Cuando mi barrio entre la calle Duarte y la Castillo, partiendo de la Ancha, lucía como un brazo izquierdo colgante. Sus ‘dedos’ eran calles que al elevarse, perdían esa categoría, para convertirse en meros caminos. Entonces, todos acoplaban con su ‘antebrazo’ que al ponerse directo con la orientación norte de la Castillo, seguía subiendo más o menos de forma recta.
Y así entre árboles frondosos: Mangos Maracatones, Limoncillos, Aguacates, Naranjos, Caimitos y Guamas. De repente estábamos frente al portón de entrada de la capilla del perpetuo Socorro. A cuya derecha había(hay) una casita de mediana altura, qué en caso de tener su puerta abierta, permitía ver colgando en su interior enséres hechos de cueros.

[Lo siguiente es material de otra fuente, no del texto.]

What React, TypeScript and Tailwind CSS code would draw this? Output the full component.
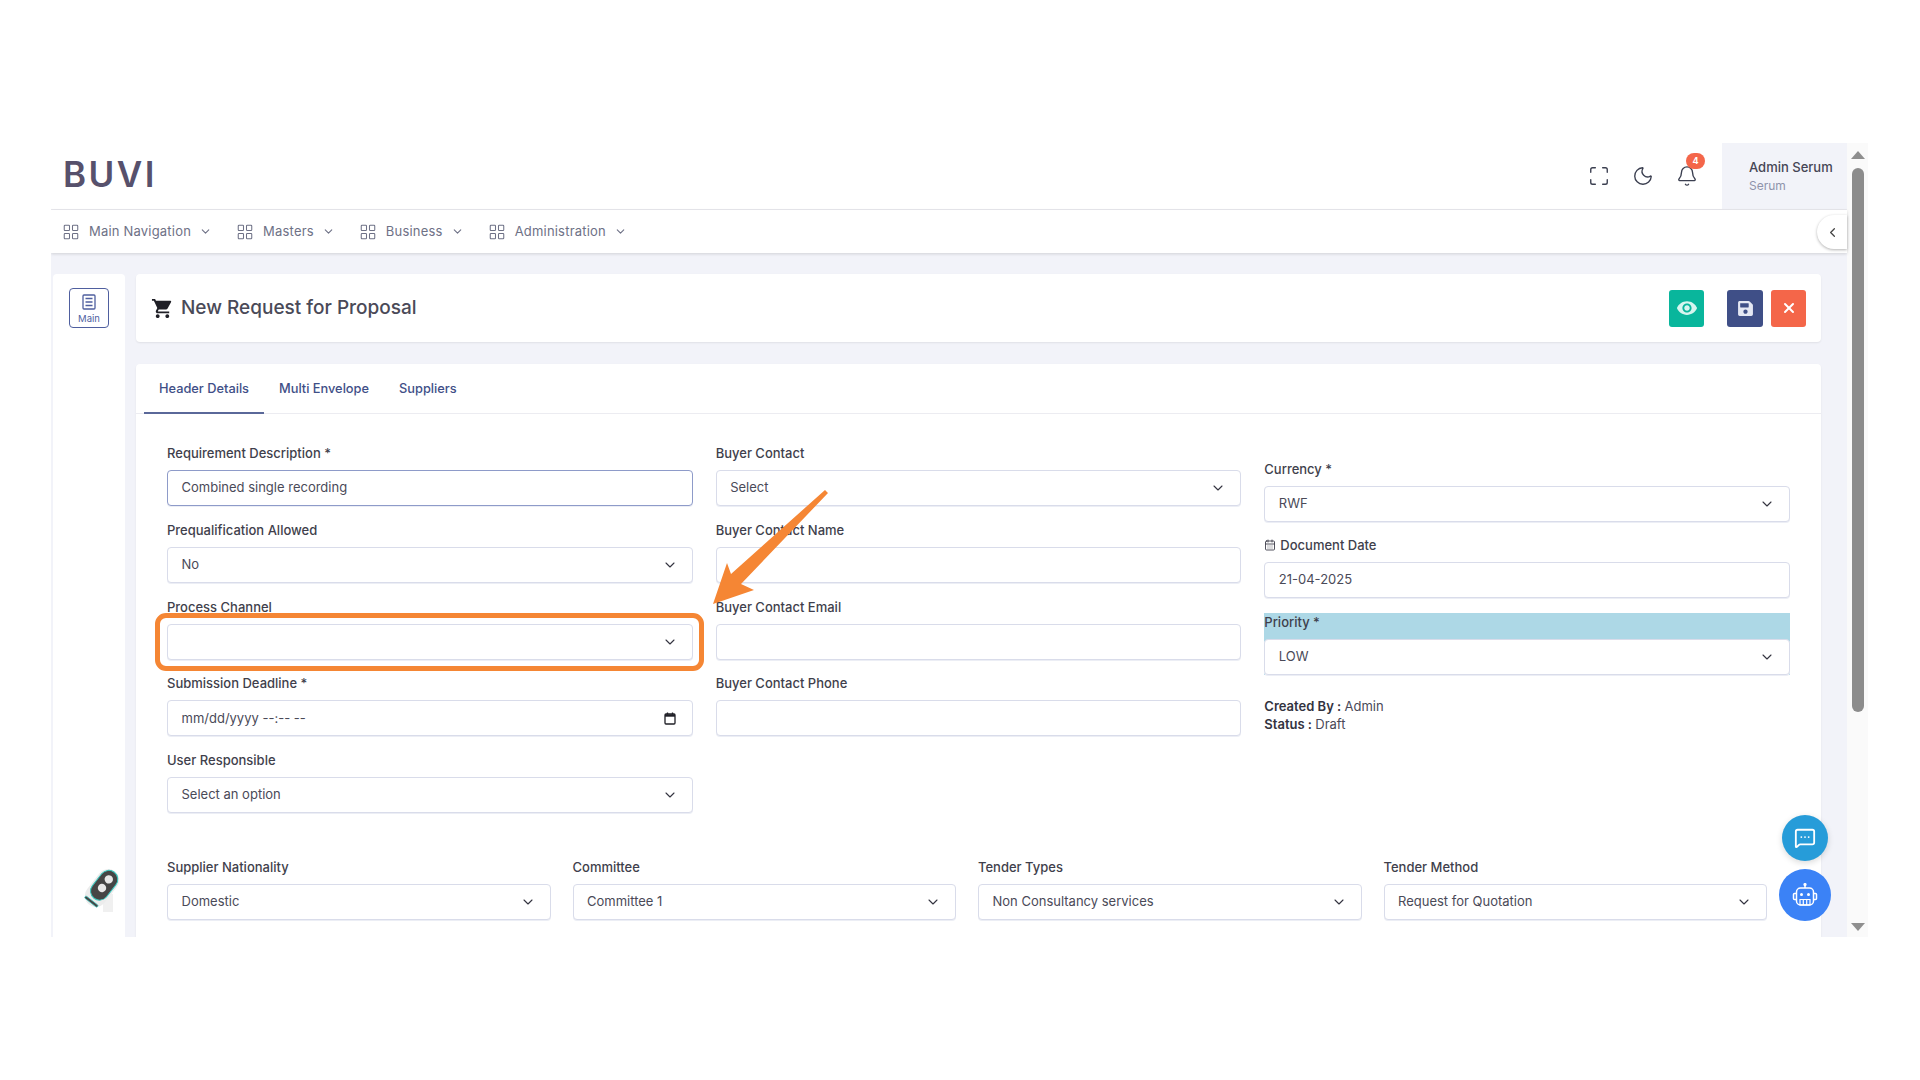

Y hablo de correas, cinturones y todo tipo de arréos. Que incluía todo lo básico para cabalgar. Sin embargo, lo impresionante para mi, era que tras todo, había siempre un hombre un tanto bajo, rubio y hasta, sí mal no recuerdo, de ojos azules. Quién opuesto a nuestra tendencia, me asustaba. Y no podría explicarlo. Sería lo fija de su mirada, lo áspero del sonido de su voz o lo chillón del relinche de su caballo en la parte de atrás.
Hasta que una oscura tarde, mientras ejercía mi oficio de cuidar la barbería de mi abuelo. Al momento de voltear la página del muñequito de Tarzán que leía, sentí el resoplido brusco de un caballo junto a la puerta del negocio. Viré mi cara en su dirección y ví bien entrada una espuela en la panza del animal, pero también más arriba noté un puñal que por falta de estatura del dueño, sobresalía de su cintura. Y luego, estaba una cabeza que le costaba aguantar a su sombrero.
Pero antes de recuperarme y avisar al peluquero, sonó desde mi patio una fuerte voz de alerta: ¡Pedro, díle a Amancio, qué no lo puedo atender ahora!